On 2026-07-04 14:29, Tom Lane wrote:
Fundamentally, what this statement wants to do is arithmetic on these constants, so how is it not treating them as integers at bottom?
Yes, the cast treats the enum (which is an integer) as an int (which is also an integer, though of a different integer type). And if the cast did only that it would be fine. But in C, casts can do more than change the type of a value: they can also change the the value itself (e.g., by yielding the low order bits of a pointer), which is definitely not wanted here. I'd rather not impose an extra burden on readers to verify that the cast is OK because the identifier is not a pointer and is not floating point and has a value in int range. Of course sometimes a cast is needed for other reasons, and then C code should use a cast despite casts' hazards and hassles; but here a cast is not needed.
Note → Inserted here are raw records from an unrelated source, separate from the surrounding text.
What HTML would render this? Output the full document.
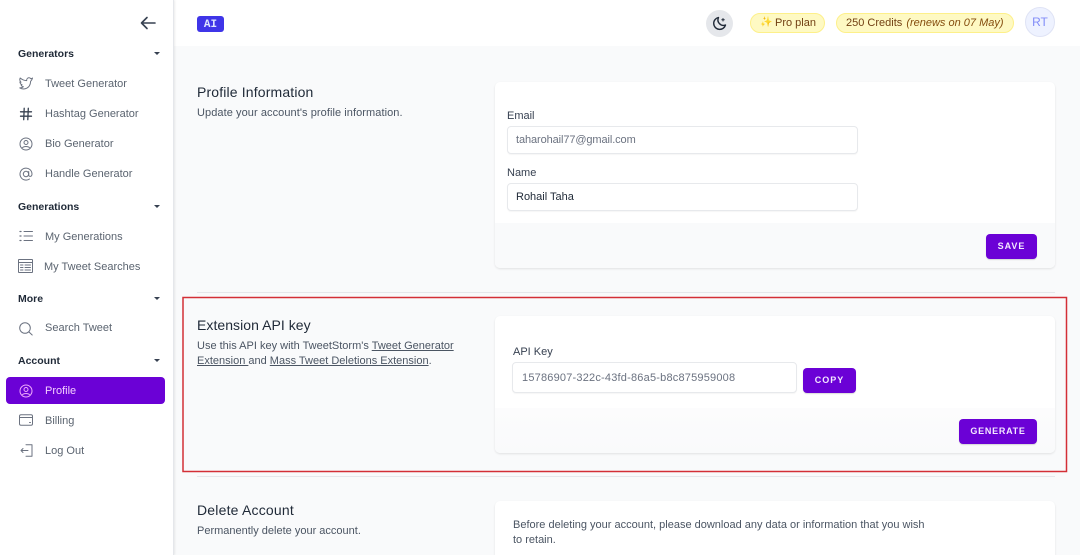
<!DOCTYPE html>
<html><head><meta charset="utf-8"><style>
*{box-sizing:border-box}
html,body{margin:0;padding:0;overflow:hidden;height:555px}
body{width:1080px;height:555px;position:relative;background:#f9fafb;font-family:"Liberation Sans","Noto Sans CJK SC",sans-serif;color:#4b5563}
.a{position:absolute}
.t{position:absolute;white-space:nowrap;line-height:14px;font-size:11px;letter-spacing:0}
.h{font-weight:700;color:#1f2937;font-size:10.5px;letter-spacing:0}
.n{color:#5b6470}
.ti{font-size:14px;color:#1f2937;letter-spacing:.15px;line-height:18px}
.card{position:absolute;background:#fff;border-radius:5px;box-shadow:0 1px 2px rgba(0,0,0,.1);overflow:hidden}
.foot{position:absolute;left:0;right:0;bottom:0;background:#f9fafb}
.inp{position:absolute;background:#fff;border:1px solid #e7e9ec;border-radius:4px;box-shadow:0 1px 1px rgba(0,0,0,.04)}
.btn{position:absolute;background:#6b01d6;border-radius:4px;color:#f3e8ff;font-weight:700;font-size:9px;letter-spacing:1px;text-align:center;box-shadow:0 1px 1px rgba(0,0,0,.15)}
.tri{position:absolute;width:0;height:0;border-left:3.5px solid transparent;border-right:3.5px solid transparent;border-top:3.5px solid #374151}
svg{position:absolute;overflow:visible;fill:none;stroke:#6b7280;stroke-width:1;stroke-linecap:round;stroke-linejoin:round}
u{text-underline-offset:1px}
</style></head><body>
<!-- main header -->
<div class="a" style="left:174px;top:0;width:906px;height:46px;background:#fff"></div>
<!-- sidebar -->
<div class="a" style="left:0;top:0;width:174px;height:555px;background:#fff;border-right:1px solid #e5e7eb;box-shadow:1px 0 2px rgba(0,0,0,.08)"></div>
<svg style="left:140px;top:16px" width="16" height="14" viewBox="0 0 16 14"><path d="M15 7H1.500M7 1.500 1.500 7 7 12.500" stroke-width="1.600" style="stroke:#374151"/></svg>

<div class="t h" style="left:18px;top:47px">Generators</div><div class="tri" style="left:154px;top:52px"></div>
<svg style="left:19px;top:77px" width="14" height="13" viewBox="0 0 14 13"><path d="M13.500 1.200c-.6.3-1.100.4-1.700.5-.6-.7-1.300-1-2.100-.9-1.300.2-2.200 1.400-2 2.800C5 3.600 3 2.600 1.200 1c-.8 1.600-.4 3 .8 4.200L.9 5c.1 1.400 1 2.300 2.200 2.800L2.100 7.900c.3 1 1.200 1.700 2.300 1.800-1 .8-2.200 1.200-3.600 1.200 4.500 2.500 10.500.5 10.800-6.500.7-.6 1.400-1.400 1.900-3.400Z"/></svg>
<div class="t n" style="left:45px;top:77px">Tweet Generator</div>
<svg style="left:20px;top:108px" width="12" height="12" viewBox="0 0 12 12"><path d="M.5 3.800H11.500M.5 8.200H11.500M4.200 .3 3.700 11.700M8.300 .3 7.800 11.700" style="stroke:#374151" stroke-width="1.300"/></svg>
<div class="t n" style="left:45px;top:107px">Hashtag Generator</div>
<svg style="left:19px;top:137px" width="14" height="14" viewBox="0 0 14 14"><circle cx="7" cy="7" r="6"/><circle cx="7" cy="5.500" r="2"/><path d="M3.500 10.500c1.800-1.400 5.200-1.400 7 0"/></svg>
<div class="t n" style="left:45px;top:137px">Bio Generator</div>
<svg style="left:19px;top:167px" width="14" height="14" viewBox="0 0 14 14"><circle cx="7" cy="7" r="2.700"/><path d="M9.700 4.500V8c0 2 3.300 2 3.300-1a6 6 0 1 0-2.500 5"/></svg>
<div class="t n" style="left:45px;top:167px">Handle Generator</div>

<div class="t h" style="left:18px;top:200px">Generations</div><div class="tri" style="left:154px;top:205px"></div>
<svg style="left:19px;top:230px" width="14" height="12" viewBox="0 0 14 12"><path d="M5 1.500H13.500M5 6H13.500M5 10.500H13.500"/><path d="M1 1.500h1M1 6h1M1 10.500h1" stroke-width="1.300"/></svg>
<div class="t n" style="left:45px;top:230px">My Generations</div>
<svg style="left:18px;top:259px" width="15" height="14" viewBox="0 0 15 14"><rect x=".5" y=".5" width="14" height="13" rx=".5"/><path d="M.5 3.500H14.500M2.500 6H5M2.500 8.500H5M2.500 11H5M7 6H12.500M7 8.500H12.500M7 11H12.500"/></svg>
<div class="t n" style="left:44px;top:260px">My Tweet Searches</div>

<div class="t h" style="left:18px;top:292px">More</div><div class="tri" style="left:154px;top:297px"></div>
<svg style="left:19px;top:322px" width="14" height="14" viewBox="0 0 14 14"><circle cx="6" cy="6" r="5.300"/><path d="M10 10l3.200 3"/></svg>
<div class="t n" style="left:45px;top:321px">Search Tweet</div>

<div class="t h" style="left:18px;top:354px">Account</div><div class="tri" style="left:154px;top:359px"></div>
<div class="a" style="left:6px;top:377px;width:159px;height:27px;background:#6b01d6;border-radius:4px"></div>
<svg style="left:19px;top:384px;stroke:#f0abfc" width="14" height="14" viewBox="0 0 14 14"><circle cx="7" cy="7" r="6"/><circle cx="7" cy="5.500" r="2"/><path d="M3.500 10.500c1.800-1.400 5.200-1.400 7 0"/></svg>
<div class="t" style="left:45px;top:384px;color:#f5d0fe">Profile</div>
<svg style="left:19px;top:414px" width="14" height="12" viewBox="0 0 14 12"><rect x=".5" y=".8" width="13" height="10.400" rx="1.500"/><path d="M.5 3.500H13.500M10.500 8.500h1"/></svg>
<div class="t n" style="left:45px;top:414px">Billing</div>
<svg style="left:20px;top:444px" width="13" height="13" viewBox="0 0 13 13"><path d="M6 .8H12V12.200H6M1 6.500H8M1 6.500 3 4.500M1 6.500 3 8.500"/></svg>
<div class="t n" style="left:45px;top:444px">Log Out</div>

<!-- top bar -->
<div class="a" style="left:197px;top:16px;width:27px;height:16px;background:#3f35e8;border-radius:3px;color:#e0e7ff;font:700 11px/18px 'Liberation Mono',monospace;text-align:center">AI</div>
<div class="a" style="left:706px;top:10px;width:27px;height:27px;border-radius:50%;background:#e5e7eb"></div>
<svg style="left:712px;top:16px;stroke:#1f2937;stroke-width:1.400" width="15" height="15" viewBox="0 0 15 15"><path d="M6.500 1.500a6 6 0 1 0 7 7.500A5.500 5.500 0 0 1 6.500 1.500Z"/><path d="M11 2.500v2.500M9.800 3.700h2.500" stroke-width="1"/></svg>
<div class="a" style="left:750px;top:13px;width:75px;height:20px;border-radius:10px;background:#fef9c3;border:1px solid #fdf08a"></div>
<div class="t" style="left:760px;top:16px;color:#facc15;font-size:10px;letter-spacing:0">✨</div>
<div class="t" style="left:775px;top:16px;color:#713f12">Pro plan</div>
<div class="a" style="left:836px;top:13px;width:178px;height:20px;border-radius:10px;background:#fef9c3;border:1px solid #fdf08a"></div>
<div class="t" style="left:846px;top:16px;color:#713f12">250 Credits <i style="color:#854d0e;margin-left:1px">(renews on 07 May)</i></div>
<div class="a" style="left:1025px;top:7px;width:30px;height:30px;border-radius:50%;background:#eef2ff;border:1px solid #dfe3f5;color:#818cf8;font-size:12px;line-height:29px;text-align:center">RT</div>

<!-- profile info -->
<div class="t ti" style="left:197px;top:83px">Profile Information</div>
<div class="t" style="left:197px;top:106px;letter-spacing:.07px">Update your account's profile information.</div>
<div class="card" style="left:495px;top:82px;width:560px;height:186px"><div class="foot" style="height:45px"></div></div>
<div class="t" style="left:507px;top:109px;color:#374151">Email</div>
<div class="inp" style="left:507px;top:126px;width:351px;height:28px"></div>
<div class="t" style="left:516px;top:133px;color:#6b7280;letter-spacing:-.1px">taharohail77@gmail.com</div>
<div class="t" style="left:507px;top:166px;color:#374151">Name</div>
<div class="inp" style="left:507px;top:183px;width:351px;height:28px"></div>
<div class="t" style="left:516px;top:190px;color:#1f2937">Rohail Taha</div>
<div class="btn" style="left:986px;top:234px;width:51px;height:25px;line-height:25px">SAVE</div>
<div class="a" style="left:197px;top:292px;width:858px;height:1px;background:#e5e7eb"></div>

<!-- api key -->
<div class="t ti" style="left:197px;top:316px;letter-spacing:.05px">Extension API key</div>
<div class="t" style="left:197px;top:339px">Use this API key with TweetStorm's <u>Tweet Generator</u></div>
<div class="t" style="left:197px;top:354px"><u>Extension </u> and <u>Mass Tweet Deletions Extension</u>.</div>
<div class="card" style="left:495px;top:316px;width:560px;height:137px"><div class="foot" style="height:45px;background:linear-gradient(#fcfcfd,#f9fafb)"></div></div>
<div class="t" style="left:513px;top:345px;color:#374151">API Key</div>
<div class="inp" style="left:512px;top:362px;width:285px;height:31px"></div>
<div class="t" style="left:522px;top:371px;color:#6b7280;letter-spacing:.2px">15786907-322c-43fd-86a5-b8c875959008</div>
<div class="btn" style="left:803px;top:368px;width:53px;height:25px;line-height:25px">COPY</div>
<div class="btn" style="left:959px;top:419px;width:78px;height:25px;line-height:25px;letter-spacing:.75px">GENERATE</div>
<div class="a" style="left:197px;top:476px;width:858px;height:1px;background:#e5e7eb"></div>
<!-- red box -->
<svg style="left:0;top:0;stroke-linejoin:miter" width="1080" height="555"><rect x="183" y="297.500" width="883.500" height="174" style="stroke:#d32f36;stroke-width:1.500"/></svg>

<!-- delete -->
<div class="t ti" style="left:197px;top:501px;letter-spacing:.2px">Delete Account</div>
<div class="t" style="left:197px;top:524px">Permanently delete your account.</div>
<div class="card" style="left:495px;top:501px;width:560px;height:54px;border-radius:5px 5px 0 0"></div>
<div class="t" style="left:513px;top:518px">Before deleting your account, please download any data or information that you wish</div>
<div class="t" style="left:513px;top:533px">to retain.</div>
</body></html>
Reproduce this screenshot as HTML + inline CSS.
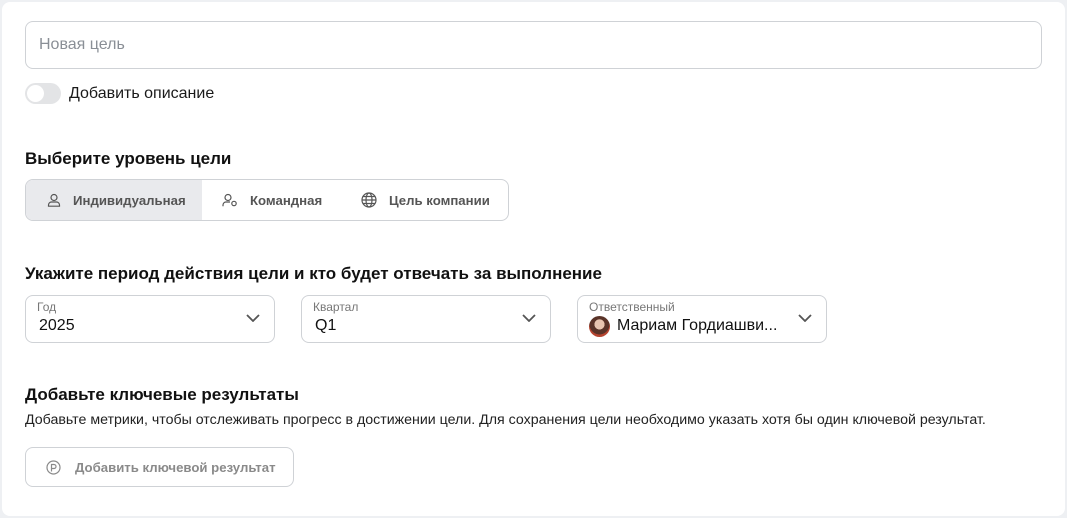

I'm not really in a position to test whether MSVC would be happy with this.
Perhaps someone else can try the two patches I mentioned earlier. Another possibility is that builders using MSVC could add /wd4146 and /wd5287 to the compiler flags. That should pacify MSVC without needing to change tzcode. In the meantime there's no rush to apply those two patches, as zic's behavior is fine; this is merely about having compilers generate fewer bogus warnings. I do take the point, though, that the motivation for using unary "+" instead of a cast is not immediately obvious to all, so I installed the attached patch which I hope helps make this clearer.